Kubernetes is integrated into container orchestration offerings from Google, Amazon, and Microsoft, or it can be run as an on-premises installation.
Apache Mesos
Apache Mesos, another open-source platform for container orchestration, was originally developed at the University of California, Berkeley, and is now widely used at large organizations.
Apache Mesos' lightweight architecture allows scaling for many thousands of nodes, and its API is compatible with numerous programming languages, including Java, C++, and Python. Apache Mesos by itself is only a cluster manager, so various frameworks have been built on top of it to provide more complete container orchestration, the most popular of these being Marathon.
Docker Swarm
As a full-featured container orchestration tool, Docker Swarm is well suited for situations where faster initial deployment is needed and where large-scale growth or adaptability is not anticipated.
Docker bundles Swarm and Kubernetes in an enterprise edition to encourage their use as complementary tools.
Choosing container orchestration tools
Container orchestration tools are rapidly evolving and multiplying. Users should evaluate them in the context of their specific needs, such as deployment, scalability, learning curve, existing systems, and type of environment.

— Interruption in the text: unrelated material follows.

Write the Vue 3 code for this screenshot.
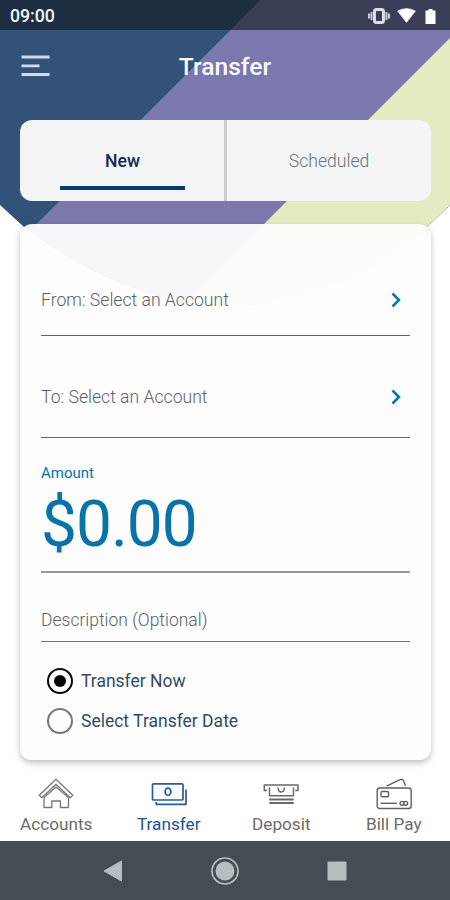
<script setup>
import { ref } from 'vue'

const tab = ref('New')
const when = ref('Transfer Now')
const tabs = ['New', 'Scheduled']
const accounts = [
  { text: 'From: Select an Account', kind: 'from' },
  { text: 'To: Select an Account', kind: 'to' },
]
const options = ['Transfer Now', 'Select Transfer Date']
</script>

<template>
  <div class="screen">
    <svg class="backdrop" width="450" height="320" viewBox="0 0 450 320" aria-hidden="true">
      <defs>
        <clipPath id="shape">
          <path d="M0 0H450V205L427 227Q330 306 225 306Q125 304 24 227L0 205Z" />
        </clipPath>
      </defs>
      <g clip-path="url(#shape)">
        <rect width="450" height="320" fill="#32527a" />
        <path d="M260.500 0H450V320H-59.500Z" fill="#7b78ad" />
        <path d="M488 0V320H168Z" fill="#e2ecc0" />
      </g>
    </svg>

    <div class="status">
      <span class="clock">09:00</span>
      <svg class="status-icons" width="70" height="18" viewBox="0 0 70 18">
        <path d="M1 6.500v5M3.500 5v8M18.500 5v8M21 6.500v5" stroke="#c8c8d6" stroke-width="2" />
        <rect x="6.500" y="2.500" width="9" height="13" rx="2" fill="none" stroke="#dcdce6" stroke-width="3" />
        <path d="M29.500 4Q38.500-1 47.500 4L38.500 15.500Z" fill="#fff" stroke="#fff" stroke-width=".5" stroke-linejoin="round" />
        <path d="M57.500 3.500h3V2h4v1.500h3V17h-10Z" fill="#fff" />
      </svg>
    </div>

    <header class="header">
      <svg class="menu" width="29" height="22" viewBox="0 0 29 22">
        <path d="M.5 2H28.500M.5 10.800H18.500M.5 19.500H28.500" stroke="#cfdaea" stroke-width="2.800" />
      </svg>
      <h1 class="title">Transfer</h1>
    </header>

    <div class="tabs">
      <button v-for="t in tabs" :key="t" class="tab" :class="{ active: tab === t }" @click="tab = t">
        <span>{{ t }}</span>
      </button>
    </div>

    <main class="card">
      <div v-for="a in accounts" :key="a.kind" class="row" :class="a.kind">
        <span>{{ a.text }}</span>
        <svg class="chevron" width="10" height="16" viewBox="0 0 10 16">
          <path d="M1.500 1.500L8 8L1.500 14.500" fill="none" stroke="#0872a9" stroke-width="2.500" />
        </svg>
      </div>
      <div class="amount">
        <span class="amount-label">Amount</span>
        <span class="amount-value">$0.00</span>
      </div>
      <div class="row description"><span>Description (Optional)</span></div>
      <div class="options">
        <div v-for="o in options" :key="o" class="option" @click="when = o">
          <span class="radio" :class="{ checked: when === o }"></span>
          <span class="option-text">{{ o }}</span>
        </div>
      </div>
    </main>

    <nav class="nav">
      <div class="item">
        <svg width="36" height="33" viewBox="0 0 36 33" fill="none" stroke="#777" stroke-width="1.300" stroke-linejoin="round">
          <path d="M18 2.300L1.200 18.300L3.800 20.800L18 7.300L32.200 20.800L34.800 18.300Z" />
          <path d="M6 20.500V30.500H13.800V24H22.400V30.500H30.500V20.500M6 20.500L18 10L30.500 20.500" />
        </svg>
        <span>Accounts</span>
      </div>
      <div class="item current">
        <svg width="36" height="33" viewBox="0 0 36 33" fill="none" stroke="#2b5c98" stroke-width="1.700" stroke-linejoin="round">
          <rect x="1.500" y="6.800" width="30.500" height="16.200" rx="1" />
          <ellipse cx="17" cy="14.700" rx="2.900" ry="3.600" />
          <path d="M5.200 25V27.300H35V12.500" />
        </svg>
        <span>Transfer</span>
      </div>
      <div class="item">
        <svg width="36" height="33" viewBox="0 0 36 33" fill="none" stroke="#686868" stroke-width="1.500" stroke-linejoin="round">
          <path d="M4 13.500H1.300V8H35V13.500H32.300M6.500 10.500V18.800H30.500V10.500" />
          <path d="M15 10.500Q15.300 15 18.200 15Q21.100 15 21.500 10.500" />
          <path d="M6.300 22.500H30.700M6.300 26H30.700" stroke-width="1.900" />
        </svg>
        <span>Deposit</span>
      </div>
      <div class="item">
        <svg width="36" height="33" viewBox="0 0 36 33" fill="none" stroke="#606060" stroke-width="1.400" stroke-linejoin="round">
          <rect x="1.200" y="11" width="34" height="20.500" rx="2.500" />
          <rect x="5" y="14.500" width="7.500" height="5.300" rx="1" />
          <path d="M10.500 9.200L23.500 2.800Q26.500 1.500 27.700 4.300L29.500 8.800" />
          <path d="M4.500 26.300H21" />
          <circle cx="26" cy="26.300" r="1.900" /><circle cx="29.700" cy="26.300" r="1.900" />
        </svg>
        <span>Bill Pay</span>
      </div>
    </nav>

    <footer class="system">
      <svg width="20" height="22" viewBox="0 0 20 22"><path d="M1 11L18.500 1V21Z" fill="#b6bec1" stroke="#b6bec1" stroke-linejoin="round" /></svg>
      <svg width="30" height="30" viewBox="0 0 30 30"><circle cx="15" cy="15" r="13" fill="none" stroke="#b6bec1" stroke-width="1.700" /><circle cx="15" cy="15" r="9.500" fill="#b6bec1" /></svg>
      <svg width="20" height="20" viewBox="0 0 20 20"><rect x=".5" y=".5" width="19" height="19" rx="1" fill="#b6bec1" /></svg>
    </footer>
  </div>
</template>

<style>
body { margin: 0; }
</style>

<style scoped>
.screen {
  position: relative;
  width: 450px;
  height: 900px;
  overflow: hidden;
  display: flex;
  flex-direction: column;
  background: #fff;
  font-family: Roboto, sans-serif;
  isolation: isolate;
}
.backdrop { position: absolute; inset: 0 auto auto 0; z-index: -1; }
.status {
  height: 30px;
  box-sizing: border-box;
  display: flex;
  align-items: center;
  justify-content: space-between;
  padding: 1px 12px 0 10px;
  background: rgba(15, 22, 28, .59);
}
.clock { color: #f2f5f8; font-size: 17.7px; font-weight: 500; line-height: 20px; }
.header {
  height: 90px;
  box-sizing: border-box;
  display: grid;
  grid-template-columns: 50px 1fr 50px;
  padding: 0 21px;
}
.menu { margin: 25px 0 0; }
.title {
  margin: 21px 0 0;
  text-align: center;
  color: #fafaff;
  font-size: 24.6px;
  line-height: 32px;
  font-weight: 500;
}
.tabs {
  display: grid;
  grid-template-columns: 204px 1fr;
  width: 411px;
  height: 81px;
  margin-left: 20px;
  border-radius: 12px;
  overflow: hidden;
  background: #f2f4f6;
}
.tab {
  box-sizing: border-box;
  display: flex;
  flex-direction: column;
  align-items: center;
  padding: 30px 0 0;
  border: 0;
  background: none;
  color: #68717b;
  font: 300 17.6px/22px Roboto, sans-serif;
}
.tab + .tab { border-left: 3px solid #c9cbce; }
.tab.active { padding-left: 1px; color: #142c50; font-weight: 500; }
.tab.active::after {
  content: '';
  width: 125px;
  height: 4px;
  margin-top: 14px;
  background: #063b75;
}
.card {
  width: 411px;
  height: 536px;
  box-sizing: border-box;
  margin: 23px 0 0 20px;
  padding: 0 21px;
  border-radius: 12px;
  background: rgba(253, 253, 253, .955);
  box-shadow: 0 3px 6px rgba(0, 0, 0, .25);
}
.row {
  box-sizing: border-box;
  display: flex;
  align-items: center;
  justify-content: space-between;
  border-bottom: 1px solid #606269;
  color: #596269;
  font-size: 17.6px;
  font-weight: 300;
  line-height: 22px;
}
.from { height: 112px; padding-top: 40px; }
.to { height: 102px; padding-top: 20px; }
.chevron { margin-right: 9px; }
.amount {
  height: 135px;
  box-sizing: border-box;
  display: flex;
  flex-direction: column;
  padding-top: 25px;
  border-bottom: 2px solid #96989b;
  color: #0872a9;
}
.amount-label { font-size: 15px; line-height: 20px; }
.amount-value { font-size: 64px; line-height: 76px; margin-top: 4px; letter-spacing: -1px; }
.description { height: 69px; padding-top: 25px; border-color: #707276; font-size: 17.5px; }
.options { display: flex; flex-direction: column; gap: 14px; padding: 26px 0 0 6px; }
.option { display: flex; align-items: center; gap: 8px; height: 26px; }
.radio {
  width: 26px;
  height: 26px;
  box-sizing: border-box;
  display: grid;
  place-items: center;
  border: 2px solid #777;
  border-radius: 50%;
}
.radio.checked { border-color: #080808; }
.radio.checked::after {
  content: '';
  width: 12px;
  height: 12px;
  border-radius: 50%;
  background: #080808;
}
.option-text { color: #354a60; font-size: 17.5px; line-height: 22px; }
.nav {
  height: 81px;
  display: grid;
  grid-template-columns: repeat(4, 1fr);
}
.item {
  display: flex;
  flex-direction: column;
  align-items: center;
  padding-top: 17px;
  color: #6b6b6b;
  font-size: 17.2px;
  line-height: 22px;
}
.item svg { margin-bottom: 3px; }
.current { color: #24528f; }
.system {
  height: 59px;
  display: flex;
  align-items: center;
  justify-content: space-between;
  box-sizing: border-box;
  padding: 0 103px;
  background: #454d52;
}
</style>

Docker Swarm has a comparatively simple architecture and may be better for smaller, less-complex deployments that need to be performed quickly. Kubernetes and Mesos, on the other hand, are much more extensible and better suited to large deployments with thousands of nodes.
For organizations without DevOps expertise, pre-packaged services from Google, Amazon, or Microsoft offer a low-overhead, user-friendly option. There are also numerous other third-party tools based on Kubernetes and Mesos, such as Helm for Kubernetes and Mesosphere for Apache Mesos.